Pull every "source" line out of the data below.

# start of Supplied information

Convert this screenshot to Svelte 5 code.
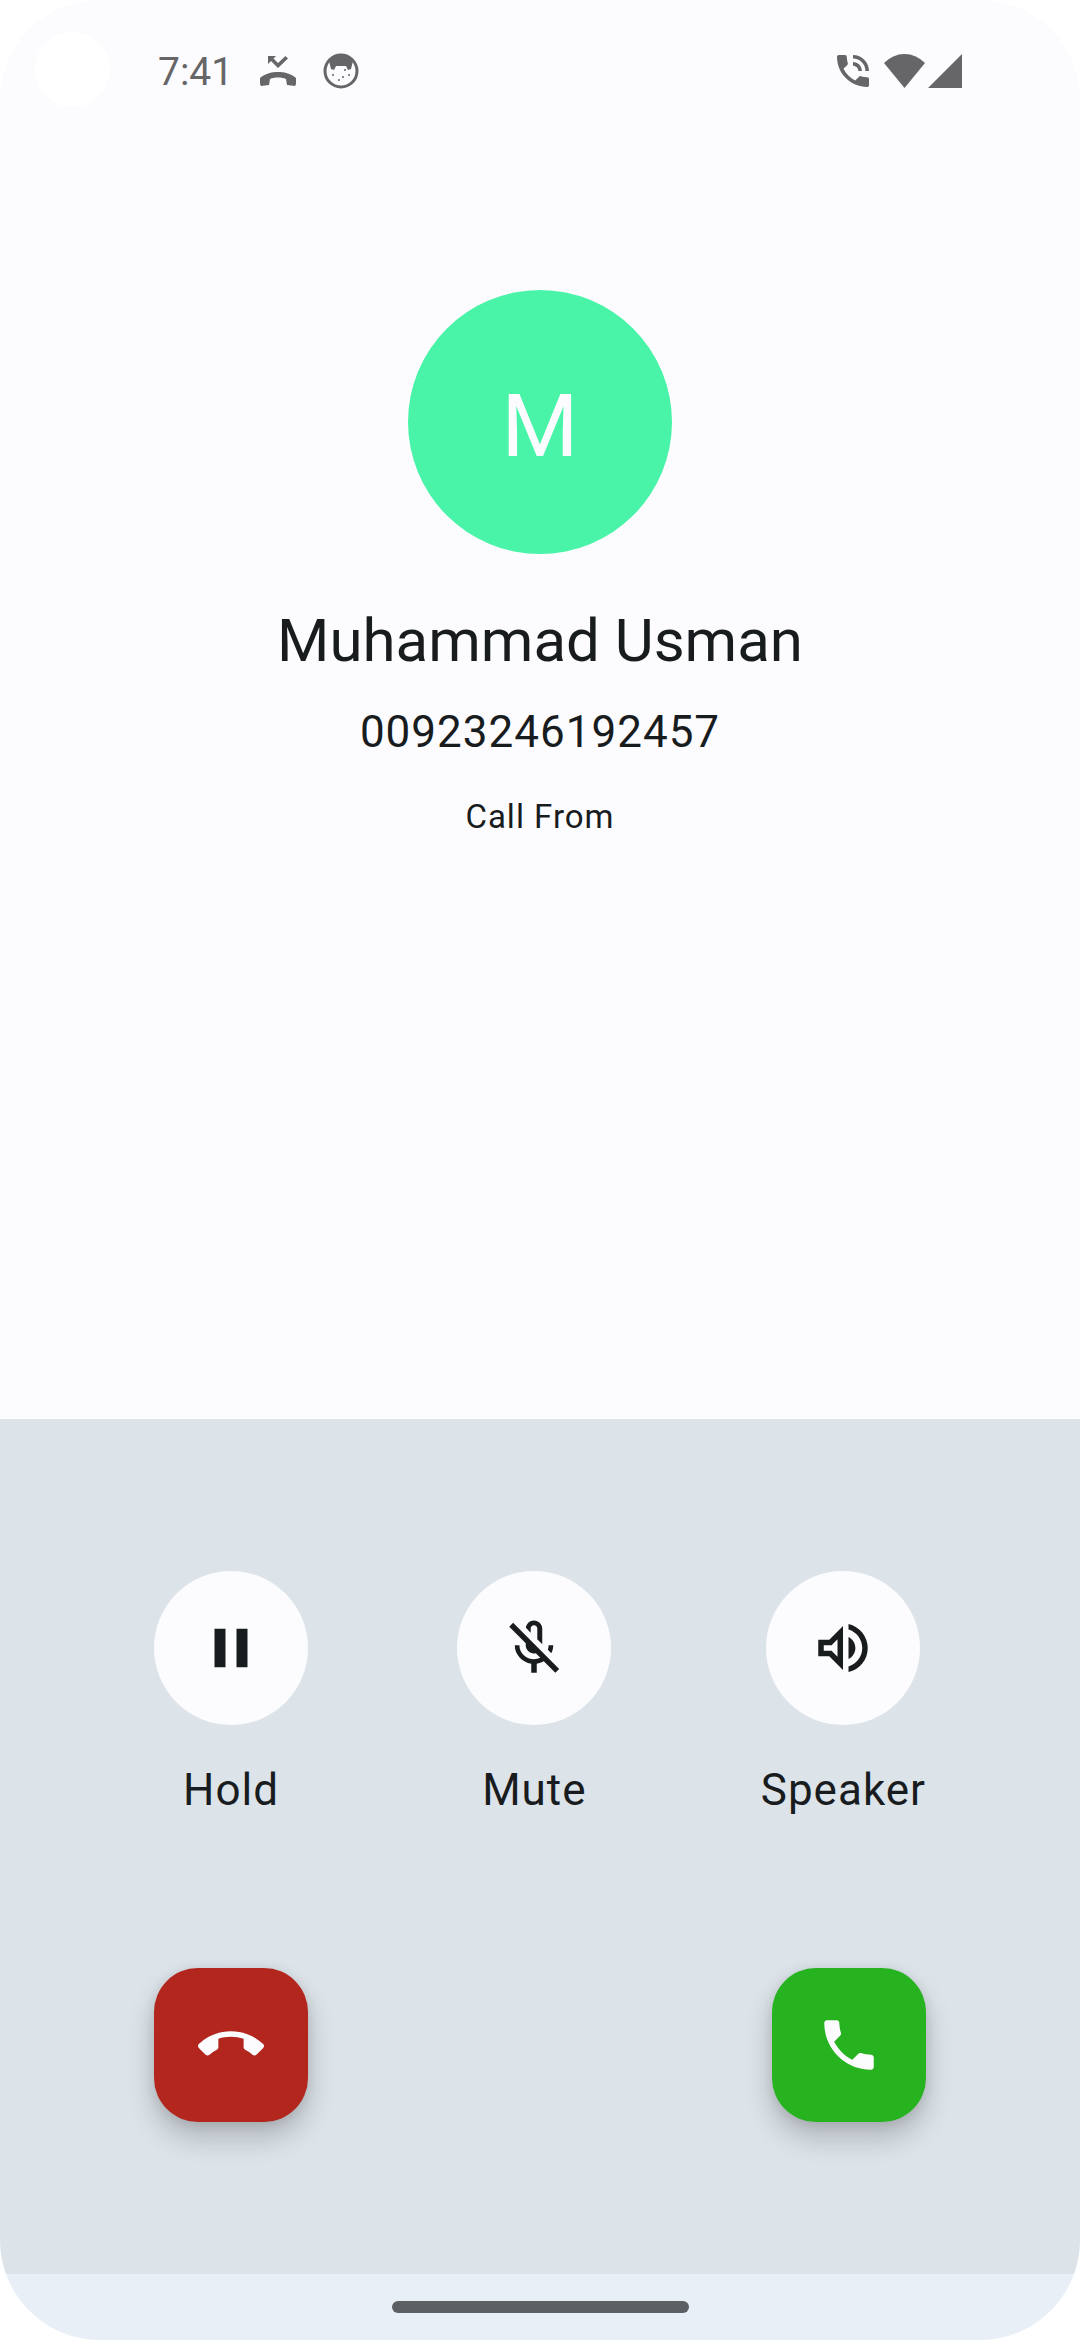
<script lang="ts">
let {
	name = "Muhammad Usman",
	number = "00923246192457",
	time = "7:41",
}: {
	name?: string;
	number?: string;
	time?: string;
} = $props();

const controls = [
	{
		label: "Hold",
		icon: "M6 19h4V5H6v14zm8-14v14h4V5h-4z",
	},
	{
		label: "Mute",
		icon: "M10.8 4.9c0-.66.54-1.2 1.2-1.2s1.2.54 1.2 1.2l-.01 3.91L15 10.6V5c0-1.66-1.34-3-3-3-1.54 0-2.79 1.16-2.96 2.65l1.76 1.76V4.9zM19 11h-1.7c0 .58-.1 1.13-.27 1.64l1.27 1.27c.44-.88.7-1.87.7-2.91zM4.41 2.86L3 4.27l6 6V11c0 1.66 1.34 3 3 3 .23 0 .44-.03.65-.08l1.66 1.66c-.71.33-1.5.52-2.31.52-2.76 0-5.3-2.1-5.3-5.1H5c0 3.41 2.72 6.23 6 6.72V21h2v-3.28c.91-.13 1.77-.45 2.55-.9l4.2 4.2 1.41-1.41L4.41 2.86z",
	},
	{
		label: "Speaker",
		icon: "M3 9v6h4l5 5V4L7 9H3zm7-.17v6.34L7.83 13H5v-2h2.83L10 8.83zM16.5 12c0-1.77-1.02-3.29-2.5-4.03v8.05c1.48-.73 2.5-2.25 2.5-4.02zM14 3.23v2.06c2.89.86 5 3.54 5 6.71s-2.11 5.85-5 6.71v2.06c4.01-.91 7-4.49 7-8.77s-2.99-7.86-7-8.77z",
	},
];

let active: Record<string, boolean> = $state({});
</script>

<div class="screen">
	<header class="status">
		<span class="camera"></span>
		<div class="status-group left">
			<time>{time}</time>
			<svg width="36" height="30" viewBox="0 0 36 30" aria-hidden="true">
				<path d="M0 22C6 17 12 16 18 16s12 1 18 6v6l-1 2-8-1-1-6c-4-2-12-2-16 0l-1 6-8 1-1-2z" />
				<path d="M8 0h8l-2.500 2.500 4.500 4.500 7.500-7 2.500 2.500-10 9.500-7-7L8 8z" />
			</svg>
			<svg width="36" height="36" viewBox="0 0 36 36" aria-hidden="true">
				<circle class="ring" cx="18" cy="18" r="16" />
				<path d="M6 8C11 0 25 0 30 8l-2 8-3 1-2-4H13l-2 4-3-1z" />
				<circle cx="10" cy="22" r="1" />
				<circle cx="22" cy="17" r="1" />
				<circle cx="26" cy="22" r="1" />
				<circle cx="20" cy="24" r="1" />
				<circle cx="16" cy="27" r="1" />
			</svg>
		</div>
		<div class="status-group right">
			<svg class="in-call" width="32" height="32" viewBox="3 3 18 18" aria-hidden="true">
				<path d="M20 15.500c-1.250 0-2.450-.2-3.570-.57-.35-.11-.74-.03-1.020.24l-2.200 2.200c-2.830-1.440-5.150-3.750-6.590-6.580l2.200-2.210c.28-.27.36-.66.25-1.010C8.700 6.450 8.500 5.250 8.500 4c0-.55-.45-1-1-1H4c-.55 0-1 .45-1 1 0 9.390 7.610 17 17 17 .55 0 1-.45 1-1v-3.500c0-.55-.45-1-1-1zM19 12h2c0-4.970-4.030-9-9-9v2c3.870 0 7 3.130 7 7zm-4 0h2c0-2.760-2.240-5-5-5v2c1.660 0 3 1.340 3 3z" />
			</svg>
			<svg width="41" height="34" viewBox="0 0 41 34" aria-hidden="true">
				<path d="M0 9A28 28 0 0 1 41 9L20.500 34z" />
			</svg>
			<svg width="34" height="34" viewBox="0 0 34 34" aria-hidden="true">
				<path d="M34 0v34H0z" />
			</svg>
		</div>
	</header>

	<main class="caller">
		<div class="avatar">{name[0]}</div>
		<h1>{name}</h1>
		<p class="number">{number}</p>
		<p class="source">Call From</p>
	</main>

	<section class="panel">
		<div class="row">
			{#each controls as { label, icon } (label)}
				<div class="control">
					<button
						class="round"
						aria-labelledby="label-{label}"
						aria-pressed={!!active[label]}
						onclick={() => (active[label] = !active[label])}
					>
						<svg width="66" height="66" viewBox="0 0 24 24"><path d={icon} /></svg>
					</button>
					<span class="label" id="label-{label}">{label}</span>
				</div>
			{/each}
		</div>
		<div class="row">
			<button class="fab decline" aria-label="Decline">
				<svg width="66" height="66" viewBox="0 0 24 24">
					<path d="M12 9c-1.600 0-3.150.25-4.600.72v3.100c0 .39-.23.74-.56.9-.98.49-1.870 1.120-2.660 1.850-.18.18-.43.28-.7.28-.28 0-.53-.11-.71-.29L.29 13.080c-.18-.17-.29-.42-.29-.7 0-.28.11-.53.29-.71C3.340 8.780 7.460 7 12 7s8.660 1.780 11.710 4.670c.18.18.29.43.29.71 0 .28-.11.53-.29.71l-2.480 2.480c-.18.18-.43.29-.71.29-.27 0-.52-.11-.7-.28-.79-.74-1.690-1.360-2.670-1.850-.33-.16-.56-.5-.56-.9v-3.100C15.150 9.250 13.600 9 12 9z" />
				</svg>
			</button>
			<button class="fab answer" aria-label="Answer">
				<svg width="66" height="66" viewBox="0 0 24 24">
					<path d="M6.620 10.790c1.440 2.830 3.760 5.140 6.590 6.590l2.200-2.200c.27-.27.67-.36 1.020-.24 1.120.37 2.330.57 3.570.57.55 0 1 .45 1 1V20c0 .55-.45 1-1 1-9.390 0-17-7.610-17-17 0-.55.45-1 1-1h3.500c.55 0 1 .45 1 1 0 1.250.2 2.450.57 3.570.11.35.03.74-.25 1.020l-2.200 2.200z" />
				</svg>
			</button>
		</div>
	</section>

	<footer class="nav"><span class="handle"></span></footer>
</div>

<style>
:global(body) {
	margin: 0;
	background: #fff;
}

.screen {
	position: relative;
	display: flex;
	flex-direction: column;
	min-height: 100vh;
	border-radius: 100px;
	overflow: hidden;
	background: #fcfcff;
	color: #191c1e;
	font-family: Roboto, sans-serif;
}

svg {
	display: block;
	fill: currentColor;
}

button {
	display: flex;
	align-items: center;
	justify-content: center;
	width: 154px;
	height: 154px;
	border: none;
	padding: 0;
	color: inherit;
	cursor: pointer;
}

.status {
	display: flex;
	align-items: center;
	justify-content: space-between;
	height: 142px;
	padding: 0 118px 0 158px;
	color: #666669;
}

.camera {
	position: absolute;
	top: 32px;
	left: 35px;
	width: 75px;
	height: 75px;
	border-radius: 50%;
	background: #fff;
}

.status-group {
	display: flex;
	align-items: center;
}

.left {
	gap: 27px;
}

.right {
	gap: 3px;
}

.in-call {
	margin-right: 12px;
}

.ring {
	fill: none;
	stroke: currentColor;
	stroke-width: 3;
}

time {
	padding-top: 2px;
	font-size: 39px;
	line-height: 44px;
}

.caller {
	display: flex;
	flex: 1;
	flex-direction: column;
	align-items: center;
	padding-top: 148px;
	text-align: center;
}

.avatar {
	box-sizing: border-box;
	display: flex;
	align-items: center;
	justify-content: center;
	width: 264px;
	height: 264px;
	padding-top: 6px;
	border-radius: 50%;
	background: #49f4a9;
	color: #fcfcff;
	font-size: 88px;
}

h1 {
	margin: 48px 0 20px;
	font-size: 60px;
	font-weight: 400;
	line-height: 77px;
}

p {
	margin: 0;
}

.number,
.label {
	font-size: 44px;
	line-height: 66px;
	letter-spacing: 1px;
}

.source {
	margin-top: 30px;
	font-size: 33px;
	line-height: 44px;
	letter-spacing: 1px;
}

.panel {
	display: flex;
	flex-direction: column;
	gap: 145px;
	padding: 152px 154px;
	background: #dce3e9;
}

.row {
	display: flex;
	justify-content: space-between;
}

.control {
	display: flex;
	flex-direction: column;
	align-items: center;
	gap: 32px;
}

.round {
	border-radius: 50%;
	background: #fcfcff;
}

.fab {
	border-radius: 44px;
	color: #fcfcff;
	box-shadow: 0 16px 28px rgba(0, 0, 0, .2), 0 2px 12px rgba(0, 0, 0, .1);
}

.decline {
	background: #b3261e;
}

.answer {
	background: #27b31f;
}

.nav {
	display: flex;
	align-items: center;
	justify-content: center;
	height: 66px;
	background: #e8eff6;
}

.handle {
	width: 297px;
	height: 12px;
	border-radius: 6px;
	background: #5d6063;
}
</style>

# end of Supplied information
# start of Supplied information

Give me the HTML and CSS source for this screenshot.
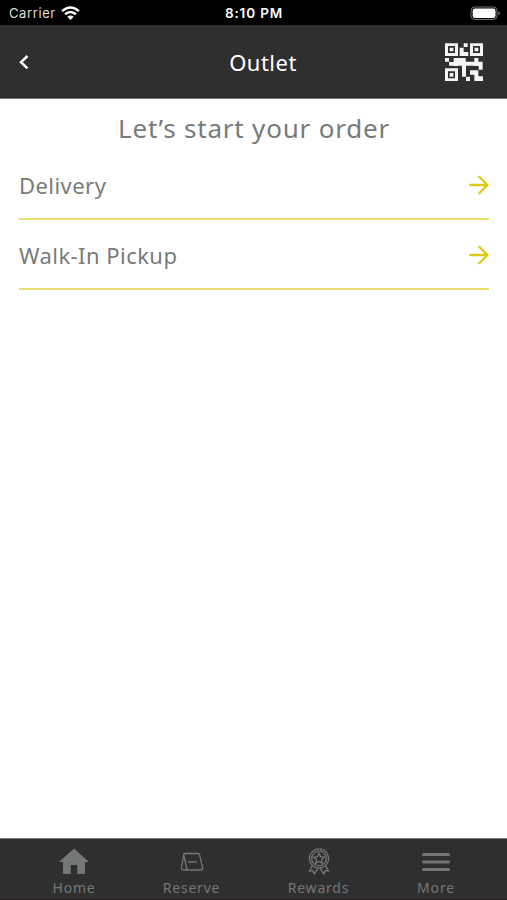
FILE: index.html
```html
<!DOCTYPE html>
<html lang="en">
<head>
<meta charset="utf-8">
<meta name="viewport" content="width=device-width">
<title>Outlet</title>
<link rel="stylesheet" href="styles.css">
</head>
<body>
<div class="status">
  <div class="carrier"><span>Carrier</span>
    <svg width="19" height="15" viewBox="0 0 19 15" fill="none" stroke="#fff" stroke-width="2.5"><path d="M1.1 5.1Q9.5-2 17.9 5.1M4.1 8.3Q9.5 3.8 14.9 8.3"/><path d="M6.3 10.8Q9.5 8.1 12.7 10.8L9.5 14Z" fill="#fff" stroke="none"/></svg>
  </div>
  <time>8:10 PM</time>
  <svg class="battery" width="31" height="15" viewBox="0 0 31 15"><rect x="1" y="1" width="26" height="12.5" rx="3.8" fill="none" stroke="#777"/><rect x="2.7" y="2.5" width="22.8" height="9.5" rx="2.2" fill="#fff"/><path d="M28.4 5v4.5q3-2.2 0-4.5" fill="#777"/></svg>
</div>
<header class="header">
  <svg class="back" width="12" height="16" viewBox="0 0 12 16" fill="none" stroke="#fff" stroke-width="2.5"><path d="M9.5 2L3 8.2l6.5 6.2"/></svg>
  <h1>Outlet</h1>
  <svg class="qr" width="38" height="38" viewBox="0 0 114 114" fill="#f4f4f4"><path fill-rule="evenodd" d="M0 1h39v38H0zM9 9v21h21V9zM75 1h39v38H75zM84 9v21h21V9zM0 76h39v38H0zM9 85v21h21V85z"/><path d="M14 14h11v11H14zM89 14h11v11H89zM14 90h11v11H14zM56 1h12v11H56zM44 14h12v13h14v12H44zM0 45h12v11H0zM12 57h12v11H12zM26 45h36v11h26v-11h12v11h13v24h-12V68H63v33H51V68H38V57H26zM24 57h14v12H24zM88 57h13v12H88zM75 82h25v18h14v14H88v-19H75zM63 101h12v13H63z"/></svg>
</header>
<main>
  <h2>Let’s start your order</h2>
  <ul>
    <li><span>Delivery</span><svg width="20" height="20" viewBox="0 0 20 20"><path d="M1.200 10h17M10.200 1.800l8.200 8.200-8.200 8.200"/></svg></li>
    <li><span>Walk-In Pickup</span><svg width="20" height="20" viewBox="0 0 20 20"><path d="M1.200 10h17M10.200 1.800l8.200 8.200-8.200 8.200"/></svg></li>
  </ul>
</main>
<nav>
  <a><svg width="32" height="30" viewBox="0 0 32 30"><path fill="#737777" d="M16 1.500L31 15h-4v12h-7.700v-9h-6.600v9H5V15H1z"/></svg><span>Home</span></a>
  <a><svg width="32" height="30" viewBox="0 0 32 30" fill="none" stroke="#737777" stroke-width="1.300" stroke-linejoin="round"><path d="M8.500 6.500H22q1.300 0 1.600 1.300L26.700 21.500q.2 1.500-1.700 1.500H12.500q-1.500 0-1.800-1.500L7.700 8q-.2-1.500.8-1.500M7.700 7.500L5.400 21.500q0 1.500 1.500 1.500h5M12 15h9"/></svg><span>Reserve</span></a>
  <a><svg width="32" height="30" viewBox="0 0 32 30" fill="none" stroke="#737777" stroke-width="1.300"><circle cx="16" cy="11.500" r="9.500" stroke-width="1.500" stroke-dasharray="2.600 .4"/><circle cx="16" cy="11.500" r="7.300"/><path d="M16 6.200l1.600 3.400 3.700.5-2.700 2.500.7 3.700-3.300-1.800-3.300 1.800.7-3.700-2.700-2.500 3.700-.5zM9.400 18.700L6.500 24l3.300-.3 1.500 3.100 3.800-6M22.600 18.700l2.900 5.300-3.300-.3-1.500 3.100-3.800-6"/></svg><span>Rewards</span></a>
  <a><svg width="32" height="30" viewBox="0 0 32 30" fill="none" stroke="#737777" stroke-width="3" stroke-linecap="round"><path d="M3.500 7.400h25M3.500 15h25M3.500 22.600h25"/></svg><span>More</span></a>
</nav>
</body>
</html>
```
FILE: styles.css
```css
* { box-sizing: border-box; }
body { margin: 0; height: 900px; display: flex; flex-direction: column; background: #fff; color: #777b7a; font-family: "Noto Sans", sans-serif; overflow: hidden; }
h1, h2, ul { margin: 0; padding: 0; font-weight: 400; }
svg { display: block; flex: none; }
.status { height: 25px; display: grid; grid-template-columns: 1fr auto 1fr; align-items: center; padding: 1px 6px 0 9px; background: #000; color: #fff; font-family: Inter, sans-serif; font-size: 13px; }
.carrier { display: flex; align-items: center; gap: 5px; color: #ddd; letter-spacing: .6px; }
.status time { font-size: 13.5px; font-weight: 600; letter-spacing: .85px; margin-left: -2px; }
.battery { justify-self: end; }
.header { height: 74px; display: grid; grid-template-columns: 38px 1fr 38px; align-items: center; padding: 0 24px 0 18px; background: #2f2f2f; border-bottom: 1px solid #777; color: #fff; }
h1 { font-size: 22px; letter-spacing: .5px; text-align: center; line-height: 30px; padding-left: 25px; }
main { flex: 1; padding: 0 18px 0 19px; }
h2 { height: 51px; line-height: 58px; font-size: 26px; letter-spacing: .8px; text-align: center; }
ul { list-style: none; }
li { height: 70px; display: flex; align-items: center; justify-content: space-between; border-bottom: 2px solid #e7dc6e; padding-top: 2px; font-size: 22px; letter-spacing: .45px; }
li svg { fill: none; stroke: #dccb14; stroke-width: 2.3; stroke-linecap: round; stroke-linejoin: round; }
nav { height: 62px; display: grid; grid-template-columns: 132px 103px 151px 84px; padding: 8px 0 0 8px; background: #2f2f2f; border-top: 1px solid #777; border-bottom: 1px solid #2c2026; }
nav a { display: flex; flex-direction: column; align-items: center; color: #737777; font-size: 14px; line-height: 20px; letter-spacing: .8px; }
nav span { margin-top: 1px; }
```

# end of Supplied information

## Response to the exercise
		<p class="source">Call From</p>
.source {
Give me the HTML and CSS source for this screenshot.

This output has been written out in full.